▸ RAW DATA:
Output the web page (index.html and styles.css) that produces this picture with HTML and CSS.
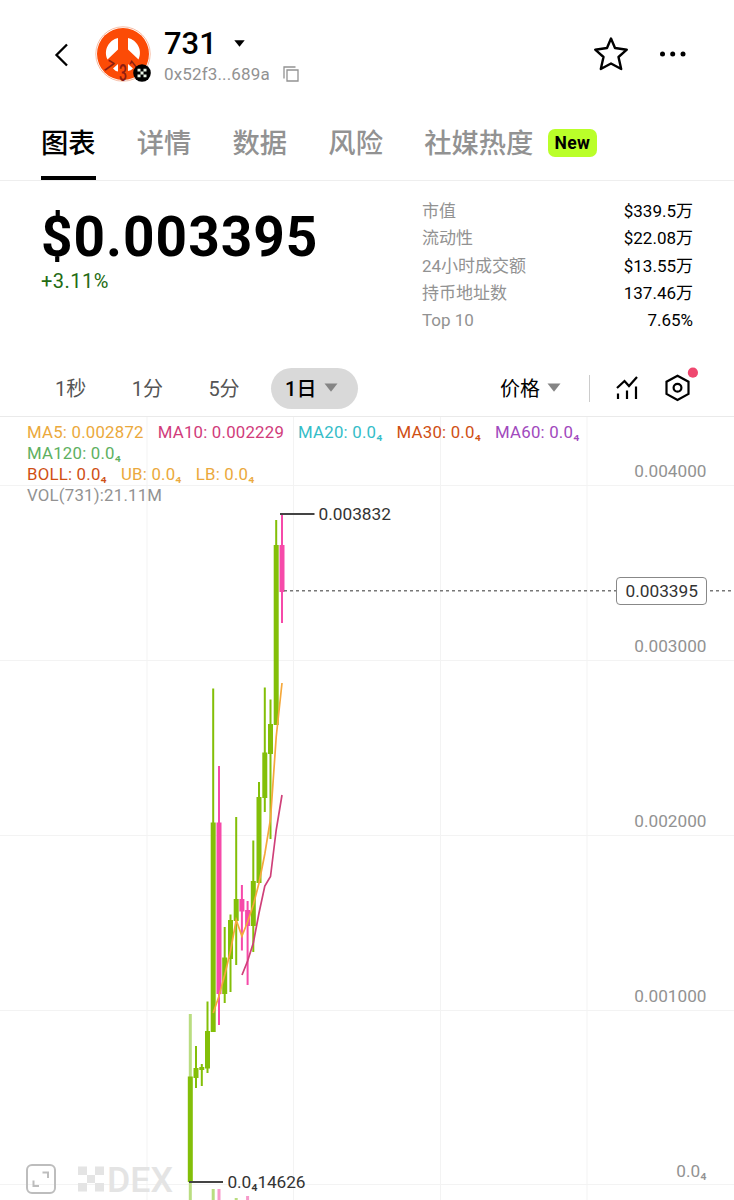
FILE: index.html
```html
<!DOCTYPE html>
<html lang="zh-CN">
<head>
  <meta charset="UTF-8">
  <meta name="viewport" content="width=device-width, initial-scale=1.0">
  <title>731 - DEX</title>
  <link rel="stylesheet" href="styles.css">
</head>
<body>
  <header class="header">
    <svg class="back" width="16" height="26" viewBox="0 0 16 26"><path d="M13 2.500 2.500 13 13 23.500"/></svg>
    <div class="avatar">
      <svg width="56" height="58" viewBox="0 0 56 58">
        <circle cx="28" cy="29" r="27.200" fill="none" stroke="#f4aa8c" stroke-width="0.800"/>
        <circle cx="28" cy="29" r="26" fill="#fc4b06"/>
        <path d="M23 13v11.500L12.500 34.500C8 25 14 15 23 13zM33 13v11.500l10.500 10C48 25 42 15 33 13z" fill="#fff"/>
        <path d="M18 43.500l5-4.500v7.500q-3-.5-5-3zM33 39l5 4.500q-2 2-5 2.500z" fill="#fff"/>
        <g class="avatar-digits">
          <text x="10" y="47" textLength="8" lengthAdjust="spacingAndGlyphs" transform="rotate(32 14 41)">7</text>
          <text class="mid" x="24" y="55.500" textLength="8" lengthAdjust="spacingAndGlyphs">3</text>
          <text x="36" y="46" textLength="7" lengthAdjust="spacingAndGlyphs" transform="rotate(-38 39 41)">1</text>
        </g>
      </svg>
      <svg class="chain" width="18" height="18" viewBox="0 0 18 18">
        <circle cx="9" cy="9" r="8.800" fill="#000"/>
        <path d="M4.500 4.800h3v2.700h-3zM10.500 4.800h3v2.700h-3zM7.500 7.500h3v3h-3zM4.500 10.500h3v2.700h-3zM10.500 10.500h3v2.700h-3z" fill="#e8f4e6"/>
      </svg>
    </div>
    <div class="token">
      <div class="token-name">731 <svg width="11" height="7" viewBox="0 0 11 7"><path d="M.3.300h10.400L5.500 6.800z"/></svg></div>
      <div class="token-address">0x52f3...689a
        <svg width="16" height="16" viewBox="0 0 16 16"><path d="M4 4h11v11H4zM1 12.500V1h11.500"/></svg>
      </div>
    </div>
    <svg class="star" width="36" height="36" viewBox="0 0 36 36"><path d="M18 2.500l4 9.500 11.800 1.700-8.300 7.300 2.700 12L18 27.500 7.800 33l2.700-12-8.300-7.300L14 12z"/></svg>
    <svg class="more" width="28" height="6" viewBox="0 0 28 6"><circle cx="3.500" cy="3" r="2.500"/><circle cx="13.700" cy="3" r="2.500"/><circle cx="24" cy="3" r="2.500"/></svg>
  </header>

  <nav class="tabs">
    <a class="tab active">图表</a>
    <a class="tab">详情</a>
    <a class="tab">数据</a>
    <a class="tab">风险</a>
    <a class="tab">社媒热度</a>
    <span class="badge">New</span>
  </nav>

  <section class="summary">
    <div>
      <div class="price">$0.003395</div>
      <div class="change">+3.11%</div>
    </div>
    <dl class="stats">
      <div><dt>市值</dt><dd>$339.5万</dd></div>
      <div><dt>流动性</dt><dd>$22.08万</dd></div>
      <div><dt>24小时成交额</dt><dd>$13.55万</dd></div>
      <div><dt>持币地址数</dt><dd>137.46万</dd></div>
      <div><dt>Top 10</dt><dd>7.65%</dd></div>
    </dl>
  </section>

  <div class="toolbar">
    <span class="period">1秒</span>
    <span class="period">1分</span>
    <span class="period">5分</span>
    <span class="period selected">1日 <svg width="14" height="9" viewBox="0 0 14 9"><path d="M.5.500h13L7 8.800z"/></svg></span>
    <span class="mode">价格 <svg width="14" height="9" viewBox="0 0 14 9"><path d="M.5.500h13L7 8.800z"/></svg></span>
    <span class="divider"></span>
    <svg class="tool indicator" width="24" height="26" viewBox="0 0 24 26"><path d="M2 13l7.500-7 4.500 5 8-9M3 18.500V24M12 15.500V24M21 11.500V24"/></svg>
    <svg class="tool settings" width="34" height="38" viewBox="0 0 34 38">
      <path d="M12.500 11.700 23.500 17.700v12.200L12.500 36 1.500 29.900V17.700z"/>
      <circle cx="12.500" cy="23.800" r="3.900"/>
      <circle class="dot" cx="27.900" cy="8.700" r="5.100"/>
    </svg>
  </div>

  <section class="chart">
    <svg class="plot" width="734" height="783" viewBox="0 417 734 783">
      <path class="grid" d="M147 417v783M293.500 417v783M440.500 417v783M587 417v783M0 485.500h734M0 660.500h734M0 835.500h734M0 1010.500h734M0 1184.500h734"/>

      <!-- watermark -->
      <g fill="#e4e4e4">
        <path d="M78 1166.500h9v8.500h-9zM95 1166.500h9v8.500h-9zM87 1175h8v8h-8zM78 1183h9v8.500h-9zM95 1183h9v8.500h-9z"/>
        <text class="watermark" x="107" y="1191.500" textLength="66" lengthAdjust="spacingAndGlyphs">DEX</text>
      </g>

      <!-- volume -->
      <g stroke-width="3">
        <path stroke="#b9dd80" d="M190.300 1014v186M213.200 1189v11M236.200 1198v2"/>
        <path stroke="#f79acb" d="M219 1189v11M247.600 1196v4"/>
      </g>

      <!-- candles: thin path is the wick, thick path the body -->
      <g class="up">
        <path class="wick" d="M196 1046v42M201.800 1064v22M207.500 1001.500v71.500M213.200 688.500V1032M224.700 927v76M230.500 914.500V992M236.200 817v148M253.300 840.500V952M259 782v101M264.800 687.500V812M270.500 699.500V839M276.200 520v205"/>
        <path class="body" d="M190.300 1076.500V1182M196 1068v10M201.800 1067v3M207.500 1031v37.500M213.200 822.500v209.500M224.700 957.500V994M230.500 920v39M236.200 899v22M253.300 881v45M259 797v86M264.800 752.500V798M270.500 724v30M276.200 545v180"/>
      </g>
      <g class="down">
        <path class="wick" d="M219 766v259M241.900 885v65.500M247.600 901v84M282 514v109"/>
        <path class="body" d="M219 822.500V994M241.900 899v12.500M247.600 910v16M282 545v47"/>
      </g>

      <polyline class="line" stroke="#f5a83c" points="213.200,1013 219,996 224.700,975 230.500,951 236.200,920 241.900,936 247.600,922 253.300,905 259,883 264.800,854 270.500,819 276.200,737 282,683"/>
      <polyline class="line" stroke="#cf4079" points="242,975 247.600,961 253.300,943 259,913 264.800,886 270.500,876.500 276.200,830 282,795"/>

      <path class="marker" d="M280 514h34.500M189 1182h34"/>
      <text class="value" x="318.500" y="520" textLength="72.500">0.003832</text>
      <text class="value" x="227.500" y="1188" textLength="78">0.0₄14626</text>

      <path class="current" d="M284 590.800h450"/>
      <rect x="616.500" y="577.500" width="90" height="27" rx="3.500" fill="#fff" stroke="#888"/>
      <text class="value" x="625.500" y="597" textLength="72.500">0.003395</text>

      <g class="axis">
        <text x="706.500" y="477">0.004000</text>
        <text x="706.500" y="652">0.003000</text>
        <text x="706.500" y="827">0.002000</text>
        <text x="706.500" y="1002">0.001000</text>
        <text x="706.500" y="1177">0.0₄</text>
      </g>

      <!-- fullscreen button -->
      <g fill="none" stroke="#bdbdbd" stroke-width="2">
        <rect x="27" y="1165" width="28" height="28" rx="5"/>
        <path d="M42.500 1172.500h5.500v5.500M33.500 1180.500v5.500h5.500"/>
      </g>
    </svg>

    <div class="legend">
      <div class="legend-row">
        <span class="ma5">MA5: 0.002872</span>
        <span class="ma10">MA10: 0.002229</span>
        <span class="ma20">MA20: 0.0₄</span>
        <span class="ma30">MA30: 0.0₄</span>
        <span class="ma60">MA60: 0.0₄</span>
      </div>
      <div class="legend-row"><span class="ma120">MA120: 0.0₄</span></div>
      <div class="legend-row">
        <span class="ma30">BOLL: 0.0₄</span>
        <span class="ma5">UB: 0.0₄</span>
        <span class="ma5">LB: 0.0₄</span>
      </div>
      <div class="legend-row"><span class="vol">VOL(731):21.11M</span></div>
    </div>
  </section>
</body>
</html>
```
FILE: styles.css
```css
* {
    box-sizing: border-box;
}

body {
    margin: 0;
    width: 734px;
    height: 1200px;
    overflow: hidden;
    background: #fff;
    color: #000;
    font-family: Roboto, "Noto Sans CJK SC", sans-serif;
}

svg {
    display: block;
    flex: none;
}

.header {
    display: flex;
    align-items: center;
    height: 108px;
    padding: 0 47px 0 54px;
}

.back {
    margin-top: 2px;
}

.back path {
    fill: none;
    stroke: #000;
    stroke-width: 2.3;
}

.avatar {
    position: relative;
    margin-left: 25px;
}

.avatar-digits {
    fill: #8c1d12;
    font: 500 16px Roboto, sans-serif;
}

.avatar-digits .mid {
    font-size: 23px;
}

.chain {
    position: absolute;
    right: 0;
    bottom: 1px;
}

.token {
    margin-left: 13px;
    padding-top: 3px;
}

.token-name {
    display: flex;
    align-items: center;
    gap: 17px;
    height: 36px;
    font-size: 31px;
    font-weight: 500;
}

.token-address {
    display: flex;
    align-items: center;
    gap: 13px;
    height: 24px;
    color: #929292;
    font-size: 17px;
    letter-spacing: 0.15px;
}

.token-address path {
    fill: none;
    stroke: #929292;
    stroke-width: 1.3;
}

.star {
    margin-left: auto;
}

.star path {
    fill: none;
    stroke: #000;
    stroke-width: 2.4;
    stroke-linejoin: round;
}

.more {
    margin-left: 30px;
}

.tabs {
    display: flex;
    height: 73px;
    padding-left: 41px;
    border-bottom: 1px solid #eee;
}

.tab {
    height: 72px;
    margin-right: 41.2px;
    color: #929292;
    font-size: 27.3px;
    font-weight: 500;
    line-height: 72px;
}

.tab.active {
    border-bottom: 4px solid #000;
    color: #000;
}

.badge {
    height: 28px;
    margin: 21px 0 0 -27px;
    padding: 0 7px;
    border-radius: 7px;
    background: #baff29;
    font-size: 17.5px;
    font-weight: 700;
    line-height: 28px;
    letter-spacing: 0.3px;
}

.summary {
    display: flex;
    justify-content: space-between;
    height: 179px;
    padding: 16px 41px 0;
}

.price {
    height: 72px;
    font-size: 55px;
    font-weight: 700;
    line-height: 80px;
    letter-spacing: 1px;
}

.change {
    color: #236b12;
    font-size: 20px;
    line-height: 24px;
    letter-spacing: 0.5px;
}

.stats {
    width: 271px;
    margin: 1px 0 0;
    font-size: 17px;
}

.stats div {
    display: flex;
    justify-content: space-between;
    height: 27.3px;
    line-height: 27.3px;
}

.stats dt {
    color: #929292;
}

.stats dd {
    margin: 0;
}

.toolbar {
    display: flex;
    align-items: center;
    height: 57px;
    padding-left: 55px;
    border-bottom: 1px solid #eaeaea;
    font-size: 20px;
}

.period {
    width: 76.7px;
    padding-bottom: 2px;
    color: #555;
}

.period.selected {
    display: flex;
    align-items: center;
    justify-content: space-between;
    width: 87px;
    height: 41px;
    margin-left: -14px;
    padding: 0 20px 2px 14px;
    border-radius: 21px;
    background: #d9d9d9;
    color: #000;
    font-weight: 500;
}

.mode {
    display: flex;
    align-items: center;
    gap: 7px;
    margin-left: 142px;
    padding-bottom: 2px;
}

.period path,
.mode path {
    fill: #858585;
}

.divider {
    width: 1px;
    height: 27px;
    margin-left: 28px;
    background: #ccc;
}

.tool {
    fill: none;
    stroke: #000;
    stroke-width: 2.2;
}

.indicator {
    margin-left: 25px;
}

.settings {
    margin: -10px 0 0 26px;
}

.settings .dot {
    fill: #ef476f;
    stroke: none;
}

.chart {
    position: relative;
}

.legend {
    position: absolute;
    top: 5px;
    left: 27px;
    font-size: 16.8px;
    letter-spacing: 0.22px;
}

.legend-row {
    display: flex;
    gap: 14px;
    height: 21px;
    line-height: 21px;
    white-space: nowrap;
}

.ma5 { color: #eba93c; }
.ma10 { color: #d13c7b; }
.ma20 { color: #35bdc8; }
.ma30 { color: #cf5014; }
.ma60 { color: #a149bd; }
.ma120 { color: #5eb061; }
.vol { color: #929292; }

.grid {
    stroke: #f3f3f3;
}

.wick {
    stroke-width: 2;
}

.body {
    stroke-width: 5;
}

.up {
    stroke: #83bf08;
}

.down {
    stroke: #f64aa9;
}

.line {
    fill: none;
    stroke-width: 1.7;
}

.marker {
    stroke: #444;
    stroke-width: 2;
}

.current {
    stroke: #777;
    stroke-width: 1.4;
    stroke-dasharray: 3 3;
}

.value {
    fill: #333;
    font-size: 17.3px;
}

.axis {
    fill: #929292;
    font-size: 17.2px;
    text-anchor: end;
}

.watermark {
    font-size: 35px;
    font-weight: 500;
}
```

▸ WHAT YOU NEED TO DO: Your answer should be a single number: how many lines of the material contain the word "index".

▸ TASK OUTPUT: 2